First published: 2013/12/21 (6 years ago) Abstract: Catastrophic forgetting is a problem faced by many machine learning models
and algorithms. When trained on one task, then trained on a second task, many
machine learning models "forget" how to perform the first task. This is widely
believed to be a serious problem for neural networks. Here, we investigate the
extent to which the catastrophic forgetting problem occurs for modern neural
networks, comparing both established and recent gradient-based training
algorithms and activation functions. We also examine the effect of the
relationship between the first task and the second task on catastrophic
forgetting. We find that it is always best to train using the dropout
algorithm--the dropout algorithm is consistently best at adapting to the new
task, remembering the old task, and has the best tradeoff curve between these
two extremes. We find that different tasks and relationships between tasks
result in very different rankings of activation function performance. This
suggests the choice of activation function should always be cross-validated.
The paper discusses and empirically investigates by empirical testing the effect of "catastrophic forgetting" (**CF**), i.e. the inability of a model to perform a task it was previously trained to perform if retrained to perform a second task.
An illuminating example is what happens in ML systems with convex objectives: regardless of the initialization (i.e. of what was learnt by doing the first task), the training of the second task will always end in the global minimum, thus totally "forgetting" the first one.
Neuroscientific evidence (and common sense) suggest that the outcome of the experiment is deeply influenced by the similarity of the tasks involved. Namely, if (i) the two tasks are *functionally identical but input is presented in a different format* or if (ii) *tasks are similar* and the third case for (iii) *dissimilar tasks*.
Relevant examples may be provided respectively by (i) performing the same image classification task starting from two different image representations as RGB or HSL, (ii) performing image classification tasks with semantically similar as classifying two similar animals and (iii) performing a text classification followed by image classification.

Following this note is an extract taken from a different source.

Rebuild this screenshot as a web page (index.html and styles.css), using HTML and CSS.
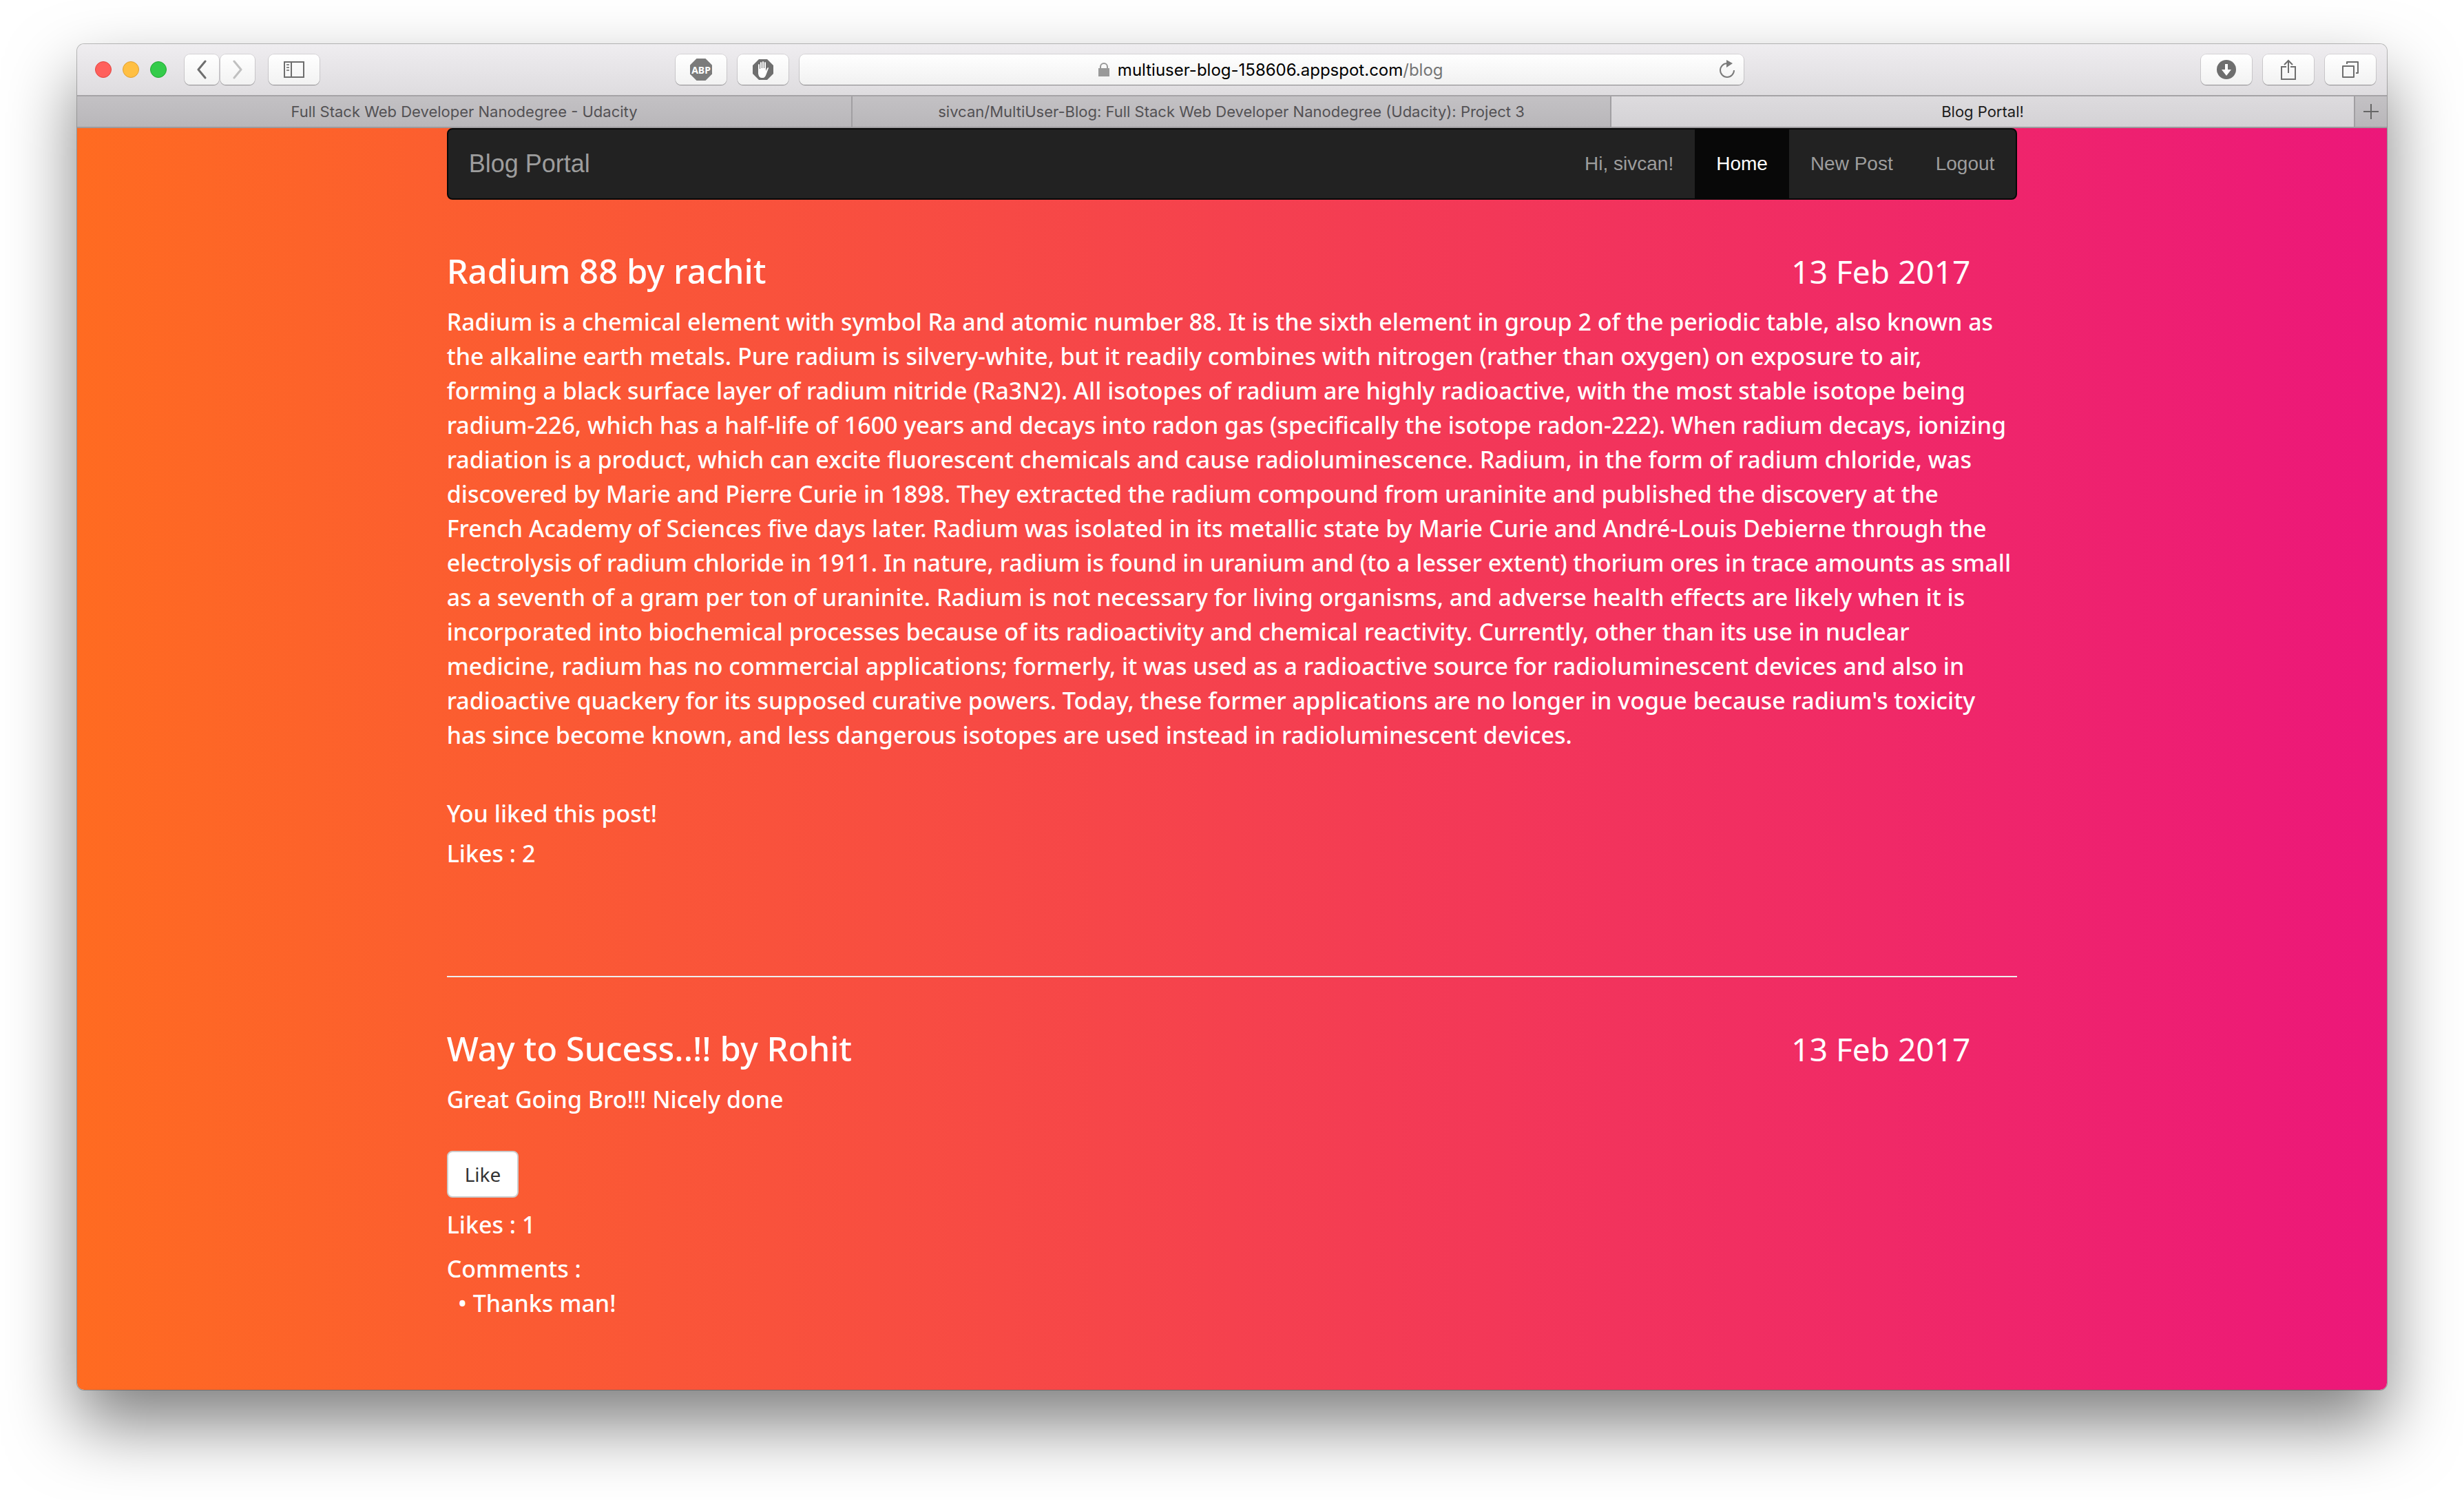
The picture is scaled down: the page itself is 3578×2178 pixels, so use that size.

The problem is investigated by an empirical study covering two methods of training ("SGD" and "dropout") combined with 4 activations functions (logistic sigmoid, RELU, LWTA, Maxout). A random search is carried out on these parameters.
From a practitioner's point of view, it is interesting to note that dropout has been set to 0.5 in hidden units and 0.2 in the visible one since this is a reasonably well-known parameter.
## Why the paper is important
It is apparently the first to provide a systematic empirical analysis of CF. Establishes a framework and baselines to face the problem.
## Key conclusions, takeaways and modelling remarks
* dropout helps in preventing CF
* dropout seems to increase the optimal model size with respect to the model without dropout
* choice of activation function has a less consistent effect than dropout\no dropout choice
* dissimilar task experiment provides a notable exception of then dissimilar task experiment
* the previous hypothesis that LWTA activation is particularly resistant to CF is rejected (even if it performs best in the new task in the dissimilar task pair the behaviour is inconsistent)
* choice of activation function should always be cross-validated
* If computational resources are insufficient for cross-validation the combination dropout + maxout activation function is recommended.